Notice that we add type signatures to each partial program. This ensures that we use a type-appropriate neural network to fill each hole.

  • Cell 1: Define a pytorch dataset from the saved data.

  • Cell 2: Define neural_dsl. This DSL extend the DSL we created with neural modules.

  • Cell 3: Define optimization functions to train module parameters.

  • Cell 4: Define a stopping condition for the search.

  • Cell 5: Define the search space and initiate the search.

from neurosym.datasets.load_data import DatasetFromNpy, DatasetWrapper


def dataset_factory(train_seed):
    return DatasetWrapper(
        DatasetFromNpy(
            "../data/classification_example/train_ex_data.npy",
            "../data/classification_example/train_ex_labels.npy",
            train_seed,
        ),
        DatasetFromNpy(
            "../data/classification_example/test_ex_data.npy",
            "../data/classification_example/test_ex_labels.npy",
            None,
        ),
        batch_size=200,
    )


datamodule = dataset_factory(42)
input_dim, output_dim = datamodule.train.get_io_dims()
print(input_dim, output_dim)
2 2
import neurosym as ns
from neurosym.examples import near

t = ns.TypeDefiner(L=input_dim, O=output_dim)
t.typedef("fL", "{f, $L}")
t.typedef("fO", "{f, $O}")
neural_dsl = near.NeuralDSL.from_dsl(
    dsl=dsl,
    modules={
        **near.create_modules(
            "mlp",
            [t("($fL) -> $fL"), t("($fL) -> $fO")],
            near.mlp_factory(hidden_size=10),
        ),
        **near.create_modules(
            "rnn_seq2seq",
            [t("([$fL]) -> [$fL]"), t("([$fL]) -> [$fO]")],
            near.rnn_factory_seq2seq(hidden_size=10),
        ),
    },
)

Part 4: Program Inspection#

A key benefit of program synthesis is that the output program is interpretable.

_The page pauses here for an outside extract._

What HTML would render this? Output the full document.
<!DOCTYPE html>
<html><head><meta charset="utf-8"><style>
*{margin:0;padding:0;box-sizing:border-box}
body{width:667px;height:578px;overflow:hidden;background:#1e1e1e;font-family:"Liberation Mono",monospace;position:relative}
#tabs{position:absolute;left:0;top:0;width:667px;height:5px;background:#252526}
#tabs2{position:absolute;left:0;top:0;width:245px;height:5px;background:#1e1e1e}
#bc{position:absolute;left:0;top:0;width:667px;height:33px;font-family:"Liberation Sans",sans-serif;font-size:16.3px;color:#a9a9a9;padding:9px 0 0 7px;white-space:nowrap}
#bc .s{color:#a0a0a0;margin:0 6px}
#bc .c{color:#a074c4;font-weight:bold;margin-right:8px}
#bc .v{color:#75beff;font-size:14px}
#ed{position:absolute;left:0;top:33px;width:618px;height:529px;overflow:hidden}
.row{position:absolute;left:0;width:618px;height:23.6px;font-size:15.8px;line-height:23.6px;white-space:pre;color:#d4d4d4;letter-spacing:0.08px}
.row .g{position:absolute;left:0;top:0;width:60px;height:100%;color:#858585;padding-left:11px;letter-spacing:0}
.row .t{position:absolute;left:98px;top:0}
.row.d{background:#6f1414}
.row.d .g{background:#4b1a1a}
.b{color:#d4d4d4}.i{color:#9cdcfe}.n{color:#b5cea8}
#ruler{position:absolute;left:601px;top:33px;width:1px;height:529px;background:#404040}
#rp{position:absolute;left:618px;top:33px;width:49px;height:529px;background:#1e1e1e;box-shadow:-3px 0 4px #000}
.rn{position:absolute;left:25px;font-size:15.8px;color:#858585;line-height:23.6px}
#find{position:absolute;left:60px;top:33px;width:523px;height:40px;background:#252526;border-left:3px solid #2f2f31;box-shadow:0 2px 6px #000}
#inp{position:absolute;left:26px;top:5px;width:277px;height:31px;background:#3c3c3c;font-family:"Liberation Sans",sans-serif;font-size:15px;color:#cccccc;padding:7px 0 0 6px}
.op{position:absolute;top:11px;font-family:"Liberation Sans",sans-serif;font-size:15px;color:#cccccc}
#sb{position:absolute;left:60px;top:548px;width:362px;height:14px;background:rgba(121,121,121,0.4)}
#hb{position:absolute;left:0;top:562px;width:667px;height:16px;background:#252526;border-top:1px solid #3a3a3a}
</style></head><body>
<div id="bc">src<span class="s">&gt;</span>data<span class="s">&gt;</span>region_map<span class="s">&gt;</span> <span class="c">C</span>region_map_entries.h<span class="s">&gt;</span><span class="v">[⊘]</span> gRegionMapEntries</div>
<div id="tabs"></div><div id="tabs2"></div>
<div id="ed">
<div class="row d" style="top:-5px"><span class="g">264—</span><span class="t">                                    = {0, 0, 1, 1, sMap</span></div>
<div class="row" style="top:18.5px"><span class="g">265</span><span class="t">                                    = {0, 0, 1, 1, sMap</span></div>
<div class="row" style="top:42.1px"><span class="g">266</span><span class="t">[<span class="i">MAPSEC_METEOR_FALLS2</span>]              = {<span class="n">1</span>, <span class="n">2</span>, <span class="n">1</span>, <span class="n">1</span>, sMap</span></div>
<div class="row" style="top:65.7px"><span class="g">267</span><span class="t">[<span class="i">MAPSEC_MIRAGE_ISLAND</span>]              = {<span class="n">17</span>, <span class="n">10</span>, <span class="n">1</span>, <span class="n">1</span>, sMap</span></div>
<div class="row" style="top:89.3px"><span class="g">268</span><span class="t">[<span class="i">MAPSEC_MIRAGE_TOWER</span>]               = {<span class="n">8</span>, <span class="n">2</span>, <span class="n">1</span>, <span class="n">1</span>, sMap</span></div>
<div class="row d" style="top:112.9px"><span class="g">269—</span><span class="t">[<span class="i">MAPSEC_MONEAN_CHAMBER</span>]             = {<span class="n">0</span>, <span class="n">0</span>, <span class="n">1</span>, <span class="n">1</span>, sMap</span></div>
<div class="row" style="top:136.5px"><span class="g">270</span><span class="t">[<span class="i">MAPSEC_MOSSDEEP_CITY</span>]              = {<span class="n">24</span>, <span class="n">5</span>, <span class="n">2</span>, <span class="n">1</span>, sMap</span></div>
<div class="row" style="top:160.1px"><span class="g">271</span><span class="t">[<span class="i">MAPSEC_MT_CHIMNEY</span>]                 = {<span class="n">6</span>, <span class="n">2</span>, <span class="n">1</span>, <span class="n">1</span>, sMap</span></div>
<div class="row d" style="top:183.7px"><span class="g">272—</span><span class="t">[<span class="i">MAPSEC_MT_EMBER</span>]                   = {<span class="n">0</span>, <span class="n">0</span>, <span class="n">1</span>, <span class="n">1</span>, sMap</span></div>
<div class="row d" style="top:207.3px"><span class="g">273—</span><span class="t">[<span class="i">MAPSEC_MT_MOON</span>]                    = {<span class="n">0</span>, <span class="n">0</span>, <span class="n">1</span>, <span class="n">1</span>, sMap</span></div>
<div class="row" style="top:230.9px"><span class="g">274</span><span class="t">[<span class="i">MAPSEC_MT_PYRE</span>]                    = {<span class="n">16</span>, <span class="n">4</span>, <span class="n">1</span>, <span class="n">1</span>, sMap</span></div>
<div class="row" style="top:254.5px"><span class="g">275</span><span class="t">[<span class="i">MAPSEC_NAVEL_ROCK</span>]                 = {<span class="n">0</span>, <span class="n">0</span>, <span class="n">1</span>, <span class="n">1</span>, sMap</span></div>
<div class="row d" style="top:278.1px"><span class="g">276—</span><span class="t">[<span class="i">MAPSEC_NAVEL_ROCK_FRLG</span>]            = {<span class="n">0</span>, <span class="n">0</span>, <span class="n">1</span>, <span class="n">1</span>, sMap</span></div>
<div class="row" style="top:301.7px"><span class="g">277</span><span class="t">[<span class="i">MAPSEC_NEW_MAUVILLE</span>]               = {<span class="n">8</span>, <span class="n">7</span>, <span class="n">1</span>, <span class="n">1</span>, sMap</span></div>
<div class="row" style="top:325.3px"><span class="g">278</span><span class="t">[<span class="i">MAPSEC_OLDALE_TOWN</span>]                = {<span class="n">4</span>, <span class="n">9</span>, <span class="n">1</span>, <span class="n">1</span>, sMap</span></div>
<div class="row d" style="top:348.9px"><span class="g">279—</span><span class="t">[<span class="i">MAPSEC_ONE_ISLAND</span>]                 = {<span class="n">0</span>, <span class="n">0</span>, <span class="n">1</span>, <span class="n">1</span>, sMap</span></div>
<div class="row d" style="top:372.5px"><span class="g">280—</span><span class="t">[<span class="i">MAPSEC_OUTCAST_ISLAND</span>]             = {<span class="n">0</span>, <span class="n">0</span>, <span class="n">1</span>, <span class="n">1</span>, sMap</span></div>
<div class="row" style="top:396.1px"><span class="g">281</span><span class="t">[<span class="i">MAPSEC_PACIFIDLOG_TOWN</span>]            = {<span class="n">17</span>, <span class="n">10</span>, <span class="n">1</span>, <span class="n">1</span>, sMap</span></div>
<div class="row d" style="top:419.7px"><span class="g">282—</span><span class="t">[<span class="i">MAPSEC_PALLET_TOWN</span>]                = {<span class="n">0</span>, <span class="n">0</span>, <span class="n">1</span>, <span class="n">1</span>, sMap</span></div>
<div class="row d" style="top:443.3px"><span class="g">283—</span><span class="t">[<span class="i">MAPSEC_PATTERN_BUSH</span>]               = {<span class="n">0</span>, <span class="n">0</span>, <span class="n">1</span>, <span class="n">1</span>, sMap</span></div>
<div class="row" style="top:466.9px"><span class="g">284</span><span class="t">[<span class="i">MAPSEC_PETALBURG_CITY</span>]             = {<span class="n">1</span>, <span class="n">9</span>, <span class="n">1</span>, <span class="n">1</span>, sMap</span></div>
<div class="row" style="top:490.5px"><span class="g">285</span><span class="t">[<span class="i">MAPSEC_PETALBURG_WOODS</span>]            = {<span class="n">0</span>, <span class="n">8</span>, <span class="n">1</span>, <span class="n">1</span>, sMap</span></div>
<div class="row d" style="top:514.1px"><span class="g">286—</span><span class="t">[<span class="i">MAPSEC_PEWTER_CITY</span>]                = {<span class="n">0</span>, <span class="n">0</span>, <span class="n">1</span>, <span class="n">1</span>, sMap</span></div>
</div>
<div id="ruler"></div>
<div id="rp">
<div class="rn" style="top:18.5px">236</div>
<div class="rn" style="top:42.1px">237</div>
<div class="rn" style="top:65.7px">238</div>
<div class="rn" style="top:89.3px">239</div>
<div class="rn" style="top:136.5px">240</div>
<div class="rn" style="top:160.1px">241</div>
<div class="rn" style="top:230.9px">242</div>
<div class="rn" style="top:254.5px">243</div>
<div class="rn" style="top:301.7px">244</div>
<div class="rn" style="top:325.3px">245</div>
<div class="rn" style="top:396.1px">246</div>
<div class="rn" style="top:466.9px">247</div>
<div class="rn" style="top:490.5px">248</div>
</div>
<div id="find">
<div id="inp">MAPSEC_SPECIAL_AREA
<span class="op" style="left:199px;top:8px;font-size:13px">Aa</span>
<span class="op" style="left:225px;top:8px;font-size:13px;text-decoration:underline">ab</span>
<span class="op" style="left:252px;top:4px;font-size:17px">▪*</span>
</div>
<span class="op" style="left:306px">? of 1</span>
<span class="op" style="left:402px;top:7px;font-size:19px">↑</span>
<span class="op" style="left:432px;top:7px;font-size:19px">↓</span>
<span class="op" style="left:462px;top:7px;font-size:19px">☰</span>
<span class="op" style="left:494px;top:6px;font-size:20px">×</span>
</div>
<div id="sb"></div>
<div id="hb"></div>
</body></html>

  • Cell 1: Render the best program.

  • Cell 2: Visualize the output space of the best program.

    • Exercise: Does the program discovered line up with your initial hypotheses?

def plot_expression(sexpr, x=0.5, y=1, level=1, dx=0.1, ax=None, text_offset=0.02):
    if ax is None:
        fig, ax = plt.subplots(figsize=(5, 5))
        ax.set_axis_off()

    ax.text(
        x,
        y,
        sexpr.symbol,
        ha="center",
        va="center",
        bbox=dict(facecolor="white", edgecolor="black", boxstyle="round,pad=0.5"),
    )

    num_children = len(sexpr.children)
    if num_children > 0:
        child_y = y - 1 / level
        for i, child in enumerate(sexpr.children):
            child_x = x - (dx * (num_children - 1) / 2) + i * dx
            ax.plot([x, child_x], [y - text_offset, child_y + text_offset], "k-")
            plot_expression(
                child,
                x=child_x,
                y=child_y,
                level=level + 1,
                dx=dx / 2,
                ax=ax,
                text_offset=text_offset,
            )

    if ax is None:
        plt.show()


print(ns.render_s_expression(best_program_node[0].program))
plot_expression(best_program_node[0].program)
(output (map (linear)))
_images/5c679e505c7df3e743d764edf6f481f5d6be1cd98ef9415d00845d39deab7242.png
module = near.TorchProgramModule(dsl=neural_dsl, program=best_program_node[0].program)
lin = module.contained_modules[0]
# a satisfactory set of weights. @TODO: Remove
# lin.weight.data = torch.tensor([[0., 1.], [0., 0.]])
# lin.bias.data = torch.tensor([0., 0.])

pl_model = near.NEARTrainer(module, config=trainer_cfg)
trainer = pl.Trainer(
    max_epochs=100,
    devices="auto",
    accelerator="cpu",
    enable_checkpointing=False,
    enable_model_summary=False,
    enable_progress_bar=False,
    logger=False,
    callbacks=[],
)

trainer.fit(pl_model, datamodule.train_dataloader(), datamodule.val_dataloader())

grid = np.linspace(-3, 3, 100)
xx, yy = np.meshgrid(grid, grid)

X = np.stack([xx, yy], axis=-1)
X = X.reshape(-1, 2)
X = torch.tensor(X, dtype=torch.float32)
Y = lin(X)
Y = Y.detach().numpy()
Y = Y.reshape(100, 100, 2)
y = Y.argmax(axis=-1)
# Using imshow to plot y as a heatmap
plt.figure(figsize=(8, 6))
plt.imshow(
    y, origin="lower", extent=(-3, 3, -3, 3), cmap="viridis"
)  # Choose any colormap that suits your needs
plt.colorbar()
plt.title(
    "Output heatmap\n{program_str}".format(
        program_str=ns.render_s_expression(best_program_node[0].program)
    )
)
plt.xlabel("X-axis")
plt.ylabel("Y-axis")
plt.show()
_images/ddba2b203507e247d0a16fd367c8f61abc73e68b7100951e85761040d1f00ff2.png

Notice that the output heatmap plots program output within the range [-3, 3] while the data we trained on was within the range [-1, 1].

Exercise#

Does the output heatmap line up with the trajectory data we visualized in part 1? Does the program and the heatmap line up with our initial hypotheses?